Fear that the Soviet model would spread across the world was the primary reason the US overthrew over fifty foreign governments after WWII. Former US National Security Adviser Zbigniew Brzezinski famously said that the arms and funds provided to the Mujahideen in their war against the Soviet Union were a response to the opportunity of "giving the USSR its own Vietnam." Afghanistan is but one example where Soviet aid prompted a harsh US response. Wherever socialism arose, the US intervened to stop it. Millions were murdered by US interventions in Cuba, Korea, Vietnam, China, Indonesia, and Democratic Republic of the Congo to name a few.
It is in this context that Russia reemerged as a counter weight to US imperialism, albeit under vastly different conditions. The rise of Putin ushered in a new age of dignity for a society that had been completely stripped of it. Subservient oligarchs were reigned in, key industries nationalized, and extreme poverty greatly reduced. Putin also implemented an independent foreign policy orientation hostile to NATO encroachment along the Russian border and regime change abroad. Russian aid to Syria beginning in 2015 was a direct response to US support for terrorists in the region, a policy that reached its climax in 2011 when the US and NATO countries utilized terrorists to destroy the Libyan state. Russian foreign policy has been especially popular among Russia’s citizenry.
Of course, Russia's independent political path has been paved on capitalist terms. The nation remains hindered by private capital and the detrimental effect of US sanctions on the nation's standard of living. Still many US observers, whether they identify as scholars, activists, or communists, have fallen into the anti-Russia trap. Criticism of Russia's current limitations usually lacks any investigation into why the US ruling class is so obsessed with provoking war with the former Soviet Union. That the ruling class, especially the Democratic Party, uses anti-Soviet rhetoric to slander Putin and Russia appears to be of no concern to those who claim to have historically defended socialism and the right to self-determination.
While Russia is by no means a socialist economy, US fear of Putin stems from the same roots that produced the first "Red Scare." Russia is at the center of a new era of international politics ushered in by the crisis of US imperialism. The misery imperialism has wrought can no longer operate in the old way. Nations are increasingly looking to Russia and China for alternative economic, military, and political arrangements. The socialist bloc disintegrated nearly three decades ago but imperialism did not. US imperialism took advantage the demise of the Soviet Union, expanding its tentacles at the expense of dozens of nations across Europe, Africa, Asia, and Latin America.
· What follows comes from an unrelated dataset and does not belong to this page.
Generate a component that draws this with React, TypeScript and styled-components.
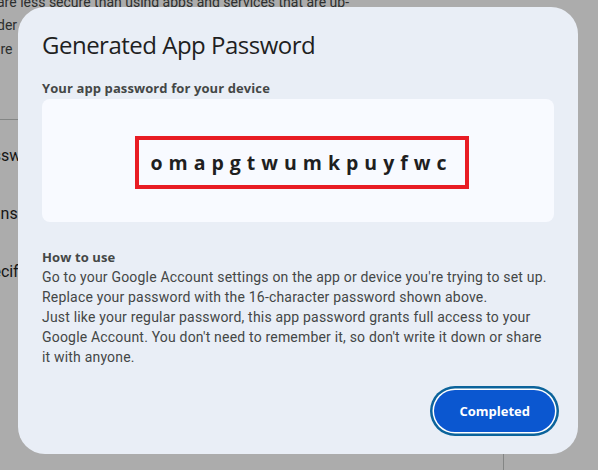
import React from 'react'
import styled, { createGlobalStyle } from 'styled-components'

const GlobalStyle = createGlobalStyle`
  html, body {
    margin: 0;
    padding: 0;
    background: #ffffff;
  }
  body {
    font-family: Roboto, "Liberation Sans", Arial, sans-serif;
  }
`

const Screen = styled.div`
  position: relative;
  width: 598px;
  height: 470px;
  overflow: hidden;
  background: #ffffff;
`

// page behind the dialog, only its left edge shows
const Page = styled.div`
  display: flex;
  flex-direction: column;
`

const Intro = styled.p`
  margin: -9.5px 0 0 -3px;
  width: 400px;
  font-size: 14px;
  line-height: 23.5px;
  color: #444746;
  white-space: pre;
`

const Divider = styled.hr`
  border: none;
  border-top: 1px solid #c4c7c5;
  margin: 58px 0 0;
  width: 560px;
`

const SettingRow = styled.div<{ $gap: number }>`
  margin: ${p => p.$gap}px 0 0 -26px;
  font-size: 16px;
  line-height: 24px;
  color: #1f1f1f;
`

const BottomBar = styled.div`
  display: flex;
  justify-content: flex-end;
  width: 504px;
  margin-top: 120px;
`

const BottomDivider = styled.div`
  width: 1px;
  height: 80px;
  background: #c4c7c5;
`

const Scrim = styled.div`
  position: absolute;
  inset: 0;
  background: rgba(0, 0, 0, 0.325);
  display: flex;
  align-items: flex-start;
  padding: 7px 0 0 18px;
`

const Dialog = styled.div`
  width: 560px;
  height: 447px;
  box-sizing: border-box;
  background: #e9eef6;
  border-radius: 27px;
  padding: 22px 23px 22px 24px;
  display: flex;
  flex-direction: column;
`

const Title = styled.h1`
  margin: 0;
  font-family: "Open Sans", Roboto, sans-serif;
  font-weight: 400;
  font-size: 24px;
  line-height: 32px;
  letter-spacing: -0.5px;
  color: #1f1f1f;
`

const Label = styled.div<{ $top: number }>`
  margin-top: ${p => p.$top}px;
  font-family: "Open Sans", Roboto, sans-serif;
  font-weight: 700;
  font-size: 13px;
  line-height: 18px;
  letter-spacing: 0.1px;
  color: #444746;
`

const PasswordPanel = styled.div`
  margin: 2.5px 1px 0 0;
  height: 123px;
  box-sizing: border-box;
  padding: 37px 0 0 93px;
  background: #f8faff;
  border-radius: 8px;
  display: flex;
  align-items: flex-start;
`

const Highlight = styled.div`
  width: 334px;
  height: 53px;
  box-sizing: border-box;
  border: 4px solid #e81c24;
  display: flex;
  align-items: center;
  justify-content: center;
`

const PasswordText = styled.span`
  font-family: "Open Sans", Roboto, sans-serif;
  font-weight: 700;
  font-size: 19.5px;
  letter-spacing: 6px;
  margin-right: 1px;
  color: #1f1f1f;
`

const Body = styled.p`
  margin: 1px 0 0;
  font-size: 14px;
  line-height: 20px;
  letter-spacing: 0.19px;
  color: #444746;
`

const Actions = styled.div`
  margin-top: auto;
  display: flex;
  justify-content: flex-end;
`

const PrimaryButton = styled.button`
  height: 42px;
  padding: 0 25px;
  border: none;
  border-radius: 21px;
  background: #0b57d0;
  color: #ffffff;
  font-family: "Open Sans", Roboto, sans-serif;
  font-weight: 700;
  font-size: 13px;
  cursor: pointer;
  box-shadow: 0 0 0 1.5px #ffffff, 0 0 0 4px #0b639b;
`

export default function App() {
  return (
    <>
      <GlobalStyle />
      <Screen>
        <Page>
          <Intro>
            {'are less secure than using apps and services that are up-\n'}
            {'der apps and devices may not support sign-in\n'}
            {' re    you create an app password'}
          </Intro>
          <Divider />
          <SettingRow $gap={24}>Passwords</SettingRow>
          <SettingRow $gap={34}>Scans</SettingRow>
          <SettingRow $gap={34}>Specific</SettingRow>
          <BottomBar>
            <BottomDivider />
          </BottomBar>
        </Page>
        <Scrim>
          <Dialog>
            <Title>Generated App Password</Title>
            <Label $top={17.5}>Your app password for your device</Label>
            <PasswordPanel>
              <Highlight>
                <PasswordText>omapgtwumkpuyfwc</PasswordText>
              </Highlight>
            </PasswordPanel>
            <Label $top={26}>How to use</Label>
            <Body>
              Go to your Google Account settings on the app or device you're trying to set up.
              <br />
              Replace your password with the 16-character password shown above.
              <br />
              Just like your regular password, this app password grants full access to your
              <br />
              Google Account. You don't need to remember it, so don't write it down or share
              <br />
              it with anyone.
            </Body>
            <Actions>
              <PrimaryButton>Completed</PrimaryButton>
            </Actions>
          </Dialog>
        </Scrim>
      </Screen>
    </>
  )
}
It only took a few decades after the Soviet Union's destruction to realize that US imperialism has reached a dead-end. The US share of the global economy has shrunk dramatically since the end of the Second World War. Russia is one of the largest obstacles in the way of US expansionism next to China. That fact alone should be enough to convince US activists to defend Russia from imperial attack. Yet far too many are more concerned about whether the current Russian government is corrupt itself rather than allowing Russians to decide their own destiny free from US interference.
Political economy is the study of how production affects the development of society. Those who claim to study political economy should be concerned with the war being waged on Russia right now. The reasons for US hostility toward Russia are different in form but not in essence to anti-Soviet hostilities of the 20th century. US imperialism fears a Soviet revival. Revival doesn't necessarily merely mean a reenactment of 20th century events. What it means is that US imperialism fears Russia's reemergence on the world stage, which in fact is the only condition that can support a true revival of socialism in Russia should it ever occur again. Either we acknowledge the Soviet roots of anti-Russia hysteria now, or continue onward toward nuclear war, economic crisis, and ecological disaster.